CHALLENGE
All lines in which the word "index" occurs are to be extracted.

DATASET EXTRACT
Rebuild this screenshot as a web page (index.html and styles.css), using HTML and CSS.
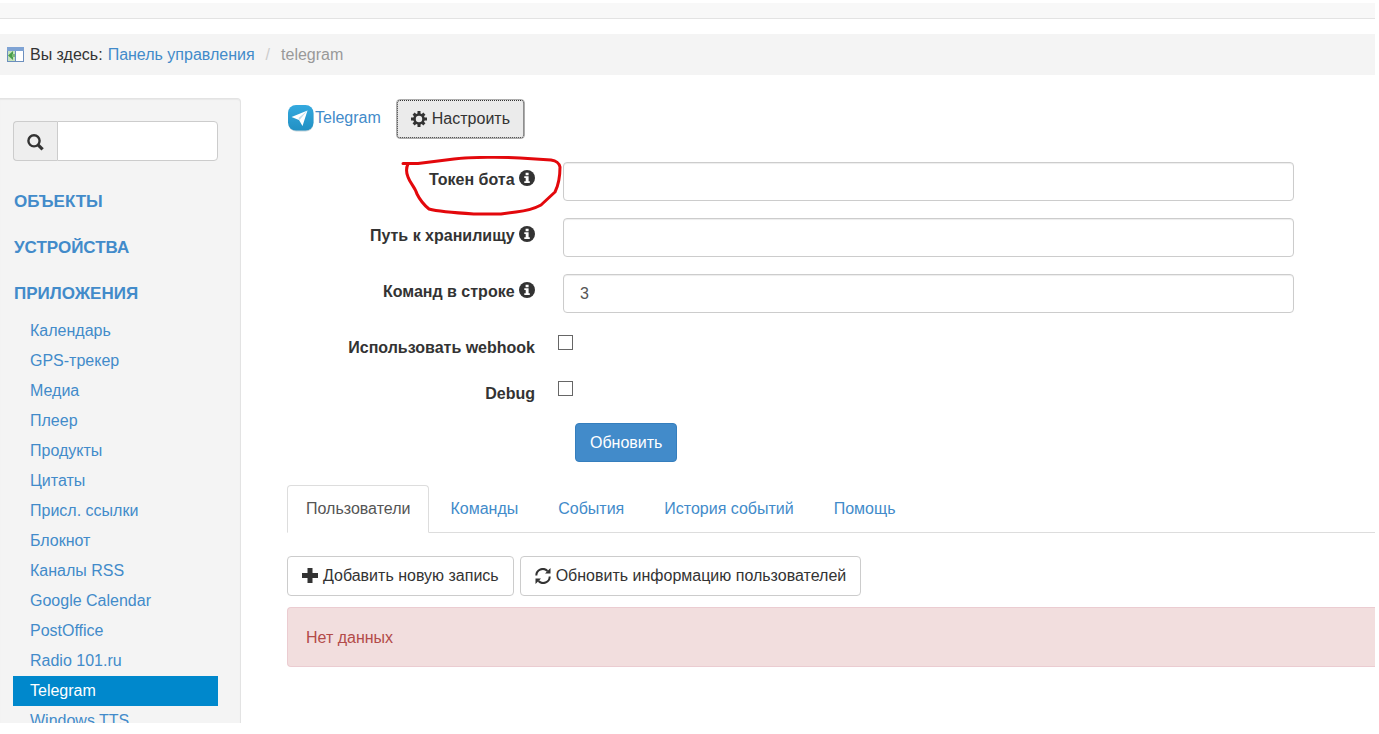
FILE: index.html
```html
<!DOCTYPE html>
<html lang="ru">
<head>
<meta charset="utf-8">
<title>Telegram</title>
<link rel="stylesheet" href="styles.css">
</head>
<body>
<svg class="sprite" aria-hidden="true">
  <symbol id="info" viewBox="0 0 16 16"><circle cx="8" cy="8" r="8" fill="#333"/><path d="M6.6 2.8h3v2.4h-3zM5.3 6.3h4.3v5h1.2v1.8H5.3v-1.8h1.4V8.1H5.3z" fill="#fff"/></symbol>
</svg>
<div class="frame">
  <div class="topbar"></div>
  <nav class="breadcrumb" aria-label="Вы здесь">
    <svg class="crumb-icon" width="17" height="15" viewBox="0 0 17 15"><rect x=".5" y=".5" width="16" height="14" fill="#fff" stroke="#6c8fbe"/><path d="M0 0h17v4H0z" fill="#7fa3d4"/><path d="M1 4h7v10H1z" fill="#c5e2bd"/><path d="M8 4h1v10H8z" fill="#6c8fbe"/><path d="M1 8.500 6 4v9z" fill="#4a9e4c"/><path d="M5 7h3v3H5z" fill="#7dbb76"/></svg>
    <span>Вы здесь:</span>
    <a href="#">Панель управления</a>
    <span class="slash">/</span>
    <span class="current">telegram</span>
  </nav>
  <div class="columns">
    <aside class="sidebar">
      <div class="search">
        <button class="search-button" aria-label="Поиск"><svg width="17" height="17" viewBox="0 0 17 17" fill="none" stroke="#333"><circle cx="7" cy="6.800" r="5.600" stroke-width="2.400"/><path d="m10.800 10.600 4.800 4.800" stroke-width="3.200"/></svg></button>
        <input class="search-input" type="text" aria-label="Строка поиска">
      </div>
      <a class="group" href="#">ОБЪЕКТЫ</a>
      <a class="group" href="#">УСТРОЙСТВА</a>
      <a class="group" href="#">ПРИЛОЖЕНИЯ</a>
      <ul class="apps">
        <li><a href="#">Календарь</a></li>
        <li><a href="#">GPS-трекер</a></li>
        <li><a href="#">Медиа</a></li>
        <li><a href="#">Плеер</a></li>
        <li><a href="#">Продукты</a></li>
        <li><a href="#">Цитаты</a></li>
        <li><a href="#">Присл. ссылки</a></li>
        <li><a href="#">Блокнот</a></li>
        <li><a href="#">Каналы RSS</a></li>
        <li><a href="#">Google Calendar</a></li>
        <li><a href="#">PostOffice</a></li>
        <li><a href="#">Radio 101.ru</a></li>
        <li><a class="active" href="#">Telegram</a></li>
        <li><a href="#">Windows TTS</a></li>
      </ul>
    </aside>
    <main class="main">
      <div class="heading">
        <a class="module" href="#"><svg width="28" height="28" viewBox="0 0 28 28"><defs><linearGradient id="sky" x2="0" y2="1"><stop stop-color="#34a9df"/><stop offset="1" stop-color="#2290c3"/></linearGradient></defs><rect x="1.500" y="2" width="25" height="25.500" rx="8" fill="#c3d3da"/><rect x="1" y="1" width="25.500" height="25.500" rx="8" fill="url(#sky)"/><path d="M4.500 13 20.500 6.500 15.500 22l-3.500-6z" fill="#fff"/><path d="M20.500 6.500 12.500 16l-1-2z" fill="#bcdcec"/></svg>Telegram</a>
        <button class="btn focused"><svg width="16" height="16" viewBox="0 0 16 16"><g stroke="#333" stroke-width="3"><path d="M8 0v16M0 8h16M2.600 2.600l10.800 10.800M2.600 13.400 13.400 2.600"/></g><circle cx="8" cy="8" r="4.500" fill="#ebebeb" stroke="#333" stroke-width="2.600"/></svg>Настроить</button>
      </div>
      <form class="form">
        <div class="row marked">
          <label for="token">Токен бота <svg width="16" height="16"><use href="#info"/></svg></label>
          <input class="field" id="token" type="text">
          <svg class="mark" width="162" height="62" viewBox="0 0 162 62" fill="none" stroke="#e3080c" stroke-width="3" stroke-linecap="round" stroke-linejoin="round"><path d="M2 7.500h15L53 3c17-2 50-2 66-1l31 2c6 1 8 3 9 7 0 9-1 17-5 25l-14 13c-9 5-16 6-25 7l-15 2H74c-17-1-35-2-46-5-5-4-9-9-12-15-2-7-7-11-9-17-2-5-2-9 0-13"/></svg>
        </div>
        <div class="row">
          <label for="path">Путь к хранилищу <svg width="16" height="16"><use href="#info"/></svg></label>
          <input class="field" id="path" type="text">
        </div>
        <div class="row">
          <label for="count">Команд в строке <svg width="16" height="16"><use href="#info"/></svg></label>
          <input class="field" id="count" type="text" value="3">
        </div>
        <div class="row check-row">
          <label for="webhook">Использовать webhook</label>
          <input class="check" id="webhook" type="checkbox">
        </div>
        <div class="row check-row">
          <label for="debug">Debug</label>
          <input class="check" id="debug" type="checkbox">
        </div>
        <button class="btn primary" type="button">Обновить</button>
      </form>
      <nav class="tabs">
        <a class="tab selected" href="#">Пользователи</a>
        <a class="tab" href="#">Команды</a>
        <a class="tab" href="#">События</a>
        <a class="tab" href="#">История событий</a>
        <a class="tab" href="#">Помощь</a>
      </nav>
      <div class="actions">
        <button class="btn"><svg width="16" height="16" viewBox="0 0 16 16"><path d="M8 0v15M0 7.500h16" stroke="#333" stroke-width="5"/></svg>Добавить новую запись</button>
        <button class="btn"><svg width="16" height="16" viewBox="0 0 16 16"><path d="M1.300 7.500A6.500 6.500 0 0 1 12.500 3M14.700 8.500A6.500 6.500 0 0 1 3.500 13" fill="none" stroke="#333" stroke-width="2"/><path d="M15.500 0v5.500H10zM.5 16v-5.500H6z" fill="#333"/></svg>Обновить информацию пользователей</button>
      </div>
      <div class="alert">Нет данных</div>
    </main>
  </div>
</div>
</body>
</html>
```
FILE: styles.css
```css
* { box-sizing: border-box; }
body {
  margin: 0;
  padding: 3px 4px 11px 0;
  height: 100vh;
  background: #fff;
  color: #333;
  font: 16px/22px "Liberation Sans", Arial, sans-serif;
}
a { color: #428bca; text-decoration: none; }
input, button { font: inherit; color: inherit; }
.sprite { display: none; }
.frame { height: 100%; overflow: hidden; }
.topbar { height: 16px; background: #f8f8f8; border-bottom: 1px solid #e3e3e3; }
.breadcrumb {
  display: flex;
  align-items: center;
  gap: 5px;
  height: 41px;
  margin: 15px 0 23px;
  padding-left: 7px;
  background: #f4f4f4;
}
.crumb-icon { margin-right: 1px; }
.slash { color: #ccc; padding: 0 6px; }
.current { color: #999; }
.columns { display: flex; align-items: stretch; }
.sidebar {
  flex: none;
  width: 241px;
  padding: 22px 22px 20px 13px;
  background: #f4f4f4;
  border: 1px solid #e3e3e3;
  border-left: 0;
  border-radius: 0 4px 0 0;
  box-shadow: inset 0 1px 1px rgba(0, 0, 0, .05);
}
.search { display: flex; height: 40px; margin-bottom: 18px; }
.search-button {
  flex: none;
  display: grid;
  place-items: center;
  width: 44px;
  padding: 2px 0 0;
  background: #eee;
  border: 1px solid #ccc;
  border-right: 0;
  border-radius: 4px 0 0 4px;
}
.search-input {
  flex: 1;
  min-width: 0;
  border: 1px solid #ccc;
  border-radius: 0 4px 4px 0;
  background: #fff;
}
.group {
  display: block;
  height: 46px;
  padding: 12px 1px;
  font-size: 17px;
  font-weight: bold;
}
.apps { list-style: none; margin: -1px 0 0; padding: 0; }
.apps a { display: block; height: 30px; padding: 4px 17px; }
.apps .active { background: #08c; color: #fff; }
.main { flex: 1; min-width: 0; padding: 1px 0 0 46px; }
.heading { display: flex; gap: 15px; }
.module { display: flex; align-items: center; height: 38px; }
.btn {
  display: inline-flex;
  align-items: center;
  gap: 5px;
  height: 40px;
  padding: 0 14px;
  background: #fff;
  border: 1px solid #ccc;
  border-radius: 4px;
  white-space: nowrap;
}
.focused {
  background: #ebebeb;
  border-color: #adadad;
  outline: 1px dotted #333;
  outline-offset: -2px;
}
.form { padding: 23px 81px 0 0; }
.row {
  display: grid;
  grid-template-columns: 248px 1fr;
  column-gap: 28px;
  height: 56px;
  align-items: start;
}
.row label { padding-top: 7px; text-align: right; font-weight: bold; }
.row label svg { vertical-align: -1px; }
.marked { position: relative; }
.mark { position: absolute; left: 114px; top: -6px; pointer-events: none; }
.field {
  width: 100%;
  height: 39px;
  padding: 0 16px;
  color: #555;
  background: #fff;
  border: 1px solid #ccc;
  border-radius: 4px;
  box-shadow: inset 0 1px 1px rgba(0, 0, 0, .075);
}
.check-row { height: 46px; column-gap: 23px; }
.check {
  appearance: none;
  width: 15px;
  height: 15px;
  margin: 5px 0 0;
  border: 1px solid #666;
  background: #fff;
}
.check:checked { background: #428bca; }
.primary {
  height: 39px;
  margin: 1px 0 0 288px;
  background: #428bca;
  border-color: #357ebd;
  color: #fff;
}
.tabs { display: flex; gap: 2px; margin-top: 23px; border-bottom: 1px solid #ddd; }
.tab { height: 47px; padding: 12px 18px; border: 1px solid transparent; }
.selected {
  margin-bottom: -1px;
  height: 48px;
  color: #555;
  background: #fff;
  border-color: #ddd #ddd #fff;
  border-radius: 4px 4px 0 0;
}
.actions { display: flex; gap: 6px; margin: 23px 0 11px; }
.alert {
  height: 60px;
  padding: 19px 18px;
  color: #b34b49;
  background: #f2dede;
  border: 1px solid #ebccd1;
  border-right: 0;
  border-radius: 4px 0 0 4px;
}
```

TASK SOLUTION
Rebuild this screenshot as a web page (index.html and styles.css), using HTML and CSS.
FILE: index.html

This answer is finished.